The distraction is transparent. The Epstein files are back, and MAGA influencers are starting to ask dangerous questions. The pressure’s mounting, even from his own base. So Trump pivots—loudly, clumsily—to mascots.

And not for the first time. Remember his 2020 “Save the Suburbs” fear campaign? Same formula. Stir white grievance, flash red meat, and hope no one notices the rot behind the curtain. This week’s stunt was so blunt it bordered on parody.

Worse, Trump tried to wield federal leverage he doesn’t have. The RFK Stadium land deal is a local issue, and D.C. leaders made clear they won’t be bullied.

But accuracy has never been the point. Optics are. Headlines are. And he’s getting both.

He even claimed Native Americans “want the name back,” ignoring the dozens of tribal leaders who’ve called “Redskins” a racial slur rooted in blood money. Trump doesn’t care. Truth has never been a prerequisite for outrage—only volume.
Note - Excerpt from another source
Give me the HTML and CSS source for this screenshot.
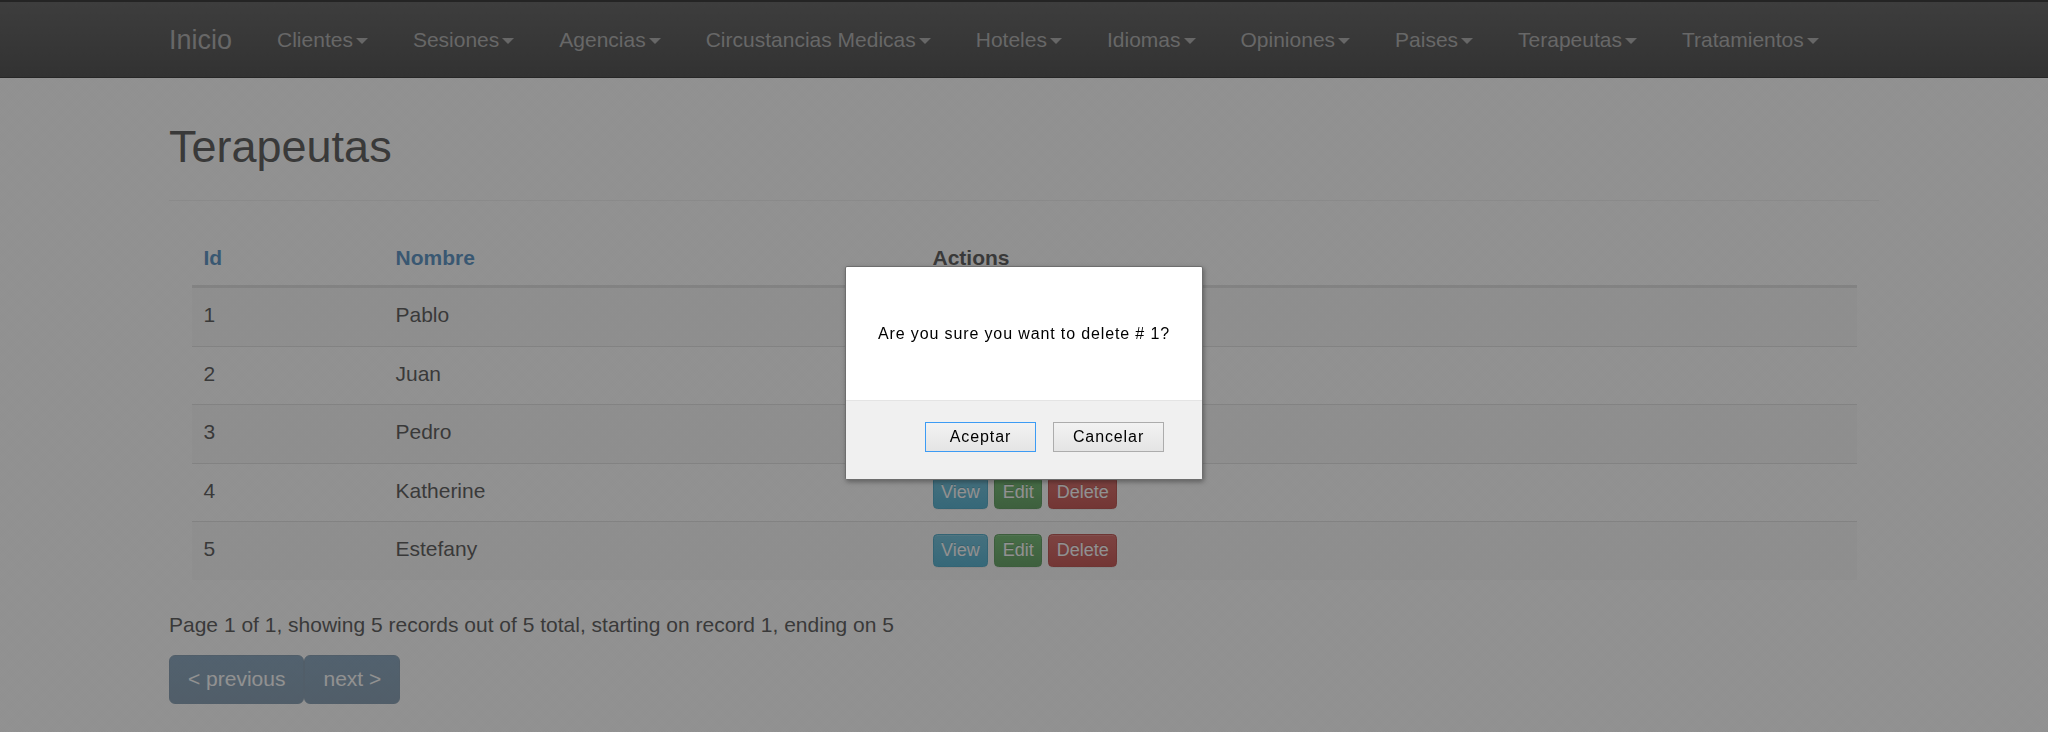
FILE: index.html
```html
<!DOCTYPE html>
<html lang="es">
<head>
<meta charset="utf-8">
<title>Terapeutas</title>
<link rel="stylesheet" href="styles.css">
</head>
<body>
<nav class="navbar">
  <div class="container nav-inner">
    <a class="brand" href="#">Inicio</a>
    <ul class="nav">
      <li><a href="#">Clientes<span class="caret"></span></a></li>
      <li><a href="#">Sesiones<span class="caret"></span></a></li>
      <li><a href="#">Agencias<span class="caret"></span></a></li>
      <li><a href="#">Circustancias Medicas<span class="caret"></span></a></li>
      <li><a href="#">Hoteles<span class="caret"></span></a></li>
      <li><a href="#">Idiomas<span class="caret"></span></a></li>
      <li><a href="#">Opiniones<span class="caret"></span></a></li>
      <li><a href="#">Paises<span class="caret"></span></a></li>
      <li><a href="#">Terapeutas<span class="caret"></span></a></li>
      <li><a href="#">Tratamientos<span class="caret"></span></a></li>
    </ul>
  </div>
</nav>

<main class="container">
  <div class="page-header"><h2>Terapeutas</h2></div>
  <div class="table-wrap">
    <table class="table">
      <thead>
        <tr>
          <th class="col-id"><a href="#">Id</a></th>
          <th class="col-name"><a href="#">Nombre</a></th>
          <th class="col-actions">Actions</th>
        </tr>
      </thead>
      <tbody>
        <tr><td>1</td><td>Pablo</td><td><div class="actions"><a class="btn btn-info">View</a><a class="btn btn-success">Edit</a><a class="btn btn-danger">Delete</a></div></td></tr>
        <tr><td>2</td><td>Juan</td><td><div class="actions"><a class="btn btn-info">View</a><a class="btn btn-success">Edit</a><a class="btn btn-danger">Delete</a></div></td></tr>
        <tr><td>3</td><td>Pedro</td><td><div class="actions"><a class="btn btn-info">View</a><a class="btn btn-success">Edit</a><a class="btn btn-danger">Delete</a></div></td></tr>
        <tr><td>4</td><td>Katherine</td><td><div class="actions"><a class="btn btn-info">View</a><a class="btn btn-success">Edit</a><a class="btn btn-danger">Delete</a></div></td></tr>
        <tr><td>5</td><td>Estefany</td><td><div class="actions"><a class="btn btn-info">View</a><a class="btn btn-success">Edit</a><a class="btn btn-danger">Delete</a></div></td></tr>
      </tbody>
    </table>
  </div>
  <p class="paging-info">Page 1 of 1, showing 5 records out of 5 total, starting on record 1, ending on 5</p>
  <div class="pager">
    <a class="page-btn">&lt; previous</a><a class="page-btn">next &gt;</a>
  </div>
</main>

<div class="backdrop"></div>

<div class="dialog">
  <div class="dialog-body">Are you sure you want to delete # 1?</div>
  <div class="dialog-footer">
    <button class="dlg-btn dlg-default">Aceptar</button>
    <button class="dlg-btn">Cancelar</button>
  </div>
</div>
</body>
</html>
```

FILE: styles.css
```css
* {
  box-sizing: border-box;
}

html, body {
  margin: 0;
  padding: 0;
}

body {
  background: #fff;
  color: #333;
  font-family: "Liberation Sans", Arial, Helvetica, sans-serif;
  font-size: 21px;
  line-height: 30px;
}

a {
  color: #337ab7;
  text-decoration: none;
}

.container {
  width: 1755px;
  margin: 0 auto;
  padding: 0 22.5px;
}

/* ---------- navbar ---------- */
.navbar {
  height: 78px;
  border-top: 2px solid #000;
  border-bottom: 1px solid #080808;
  background-image: linear-gradient(to bottom, #3c3c3c 0, #222 100%);
}

.nav-inner {
  display: flex;
  align-items: flex-start;
}

.brand {
  margin-left: -22.5px;
  padding: 22.5px;
  height: 75px;
  font-size: 27px;
  line-height: 30px;
  color: #9d9d9d;
}

.nav {
  display: flex;
  margin: 0;
  padding: 0;
  list-style: none;
}

.nav a {
  display: block;
  padding: 22.5px;
  line-height: 30px;
  color: #9d9d9d;
}

.caret {
  display: inline-block;
  width: 0;
  height: 0;
  margin-left: 3px;
  vertical-align: middle;
  border-top: 6px solid;
  border-left: 6px solid transparent;
  border-right: 6px solid transparent;
}

/* ---------- page header ---------- */
.page-header {
  margin: 44px 0 30px;
  padding-bottom: 13.5px;
  border-bottom: 1px solid #eee;
}

.page-header h2 {
  margin: 0 0 15px;
  font-size: 45px;
  font-weight: 500;
  line-height: 49.5px;
  color: #333;
}

/* ---------- table ---------- */
.table-wrap {
  padding: 0 22.5px;
}

.table {
  width: 100%;
  border-collapse: collapse;
  border-spacing: 0;
  margin-bottom: 30px;
}

.table th {
  text-align: left;
  font-weight: bold;
  padding: 12px;
  line-height: 30px;
  vertical-align: bottom;
  border-bottom: 3px solid #ddd;
}

.col-id { width: 192px; }
.col-name { width: 537px; }

.table td {
  padding: 12.25px 12px;
  line-height: 30px;
  vertical-align: top;
  border-top: 1px solid #ddd;
}

.table tbody tr:nth-child(odd) {
  background: #f9f9f9;
}

.actions {
  display: flex;
  gap: 6px;
}

.btn {
  display: inline-block;
  padding: 2px 7.5px;
  font-size: 18px;
  line-height: 27px;
  border: 1px solid transparent;
  border-radius: 4.5px;
  color: #fff;
  text-shadow: 0 -1px 0 rgba(0, 0, 0, 0.2);
  box-shadow: inset 0 1px 0 rgba(255, 255, 255, 0.15), 0 1px 1px rgba(0, 0, 0, 0.075);
}

.btn-info {
  background-image: linear-gradient(to bottom, #4fb3d3 0, #2a9fc6 100%);
  border-color: #2596bb;
}

.btn-success {
  background-image: linear-gradient(to bottom, #52ad52 0, #3d8c3d 100%);
  border-color: #3a863a;
}

.btn-danger {
  background-image: linear-gradient(to bottom, #d14a46 0, #b92b27 100%);
  border-color: #ad2925;
}

/* ---------- paging ---------- */
.paging-info {
  margin: 0 0 15px;
}

.pager {
  display: flex;
}

.page-btn {
  display: block;
  padding: 8.5px 18px;
  line-height: 30px;
  color: #fff;
  background-image: linear-gradient(to bottom, #1f5584 0, #1b4970 100%);
  border: 1px solid #1d4a70;
  border-radius: 6px;
  opacity: 0.65;
}

/* ---------- overlay + dialog ---------- */
.backdrop {
  position: fixed;
  inset: 0;
  background-color: rgba(63, 63, 63, 0.57);
  background-image:
    repeating-linear-gradient(45deg, rgba(0, 0, 0, 0.012) 0 1px, transparent 1px 2px),
    repeating-linear-gradient(-45deg, rgba(0, 0, 0, 0.012) 0 1px, transparent 1px 2px);
}

.dialog {
  position: fixed;
  top: 266px;
  left: 50%;
  transform: translateX(-50%);
  width: 358px;
  height: 214px;
  display: flex;
  flex-direction: column;
  background: #fff;
  border: 1px solid #6e6e6e;
  border-radius: 2px;
  box-shadow: 1px 2px 5px rgba(0, 0, 0, 0.35);
  color: #000;
  font-family: "Liberation Sans", Arial, sans-serif;
  font-size: 16px;
  line-height: 20px;
  overflow: hidden;
}

.dialog-body {
  height: 133px;
  display: flex;
  align-items: center;
  justify-content: center;
  letter-spacing: 0.87px;
}

.dialog-footer {
  flex: 1;
  display: flex;
  justify-content: flex-end;
  align-items: flex-start;
  gap: 17px;
  padding: 21px 38px 0 0;
  background: #f0f0f0;
  border-top: 1px solid #e4e4e4;
}

.dlg-btn {
  width: 111px;
  height: 30px;
  padding: 0;
  font-family: inherit;
  font-size: 16px;
  letter-spacing: 0.9px;
  color: #000;
  background-image: linear-gradient(to bottom, #f2f2f2 0, #e4e4e4 100%);
  border: 1px solid #acacac;
  border-radius: 0;
}

.dlg-default {
  border-color: #3c9bf4;
}
```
Still, this gambit has a short shelf life. The NFL isn’t budging. The Guardians aren’t blinking. And every time Trump plays the culture war card, the Epstein question only grows louder: Why is the president so desperate to change the subject?

Maybe because the real scandal—the one without jerseys—is too close for comfort.

He’s not fighting for a name; he’s fighting to bury another.